Q: Why does Kerberos smart card login require public key certificates, private keys, and a Certification Authority (CA)?

A: Windows 2000, Windows XP, and later Microsoft OSs include extensions to the Kerberos authentication protocol to support public key–based authentication. These extensions are known as PKINIT—which stands for "Public Key cryptography for INITial authentication." PKINIT enables smart card login to a Windows 2000 or later domain. In a PKINIT-based Kerberos authentication sequence, all occurrences of a user's master key (which is a cryptographic key that Windows derives from the user password) are replaced by the user's public key credentials. Table 1 illustrates this substitution.

PKINIT introduces a new Windows authentication trust model. When using PKINIT, the domain controller (DC) isn't the first entity that authenticates users—as is the case for classic Kerberos or NTLM authentication. In PKINIT, users have already authenticated to the CA when they request their smart card login certificate. In the PKINIT trust model, both the users and the DC must trust the same CA. In other words, in the PKINIT model, the CA is the most important security authority.

The CA you use for Windows smart card login should preferably be a Windows enterprise CA. A Windows enterprise CA will automatically publish the smart card login certificates it issues for domain users to Active Directory (AD). But Microsoft also supports third-party CAs for the generation of smart card login certificates; for more information about the Windows smart card login certificate and CA requirements, see the Microsoft article "Guidelines for enabling smart card logon with third-party certification authorities."

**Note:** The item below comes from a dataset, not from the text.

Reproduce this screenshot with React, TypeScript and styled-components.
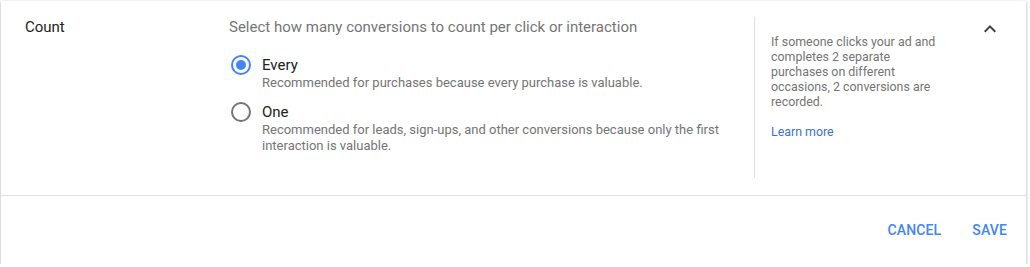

Figure 1 shows how the Kerberos smart card login process works.

smart card login
Figure 1: How the Windows Kerberos smart card login process works

  • Step 1: Alice starts the login process by introducing her smart card into her smart card reader and authenticating to the card by using her PIN. The smart card contains Alice's public key credentials: her private key and certificate.
  • Step 2: A ticket-granting ticket (TGT) request is sent to the DC. This request contains the following data: Alice's principal name and a timestamp—both signed using Alice's private key—and a copy of Alice's certificate.
  • Step 3: To validate the request and the digital signature, the Key Distribution Center (KDC) first validates Alice's certificate. The DC then queries AD for a mapping between Alice's certificate and a Windows user account. If the DC finds a mapping, it generates a new session key and issues a TGT for the corresponding user account.
  • Step 4: The DC sends the TGT to Alice, together with a secured copy of the session key. Alice's copy of the session key is encrypted using her public key.
  • Step 5: To retrieve her copy of the session key from the packets received from the DC in step 4, Alice uses her private key.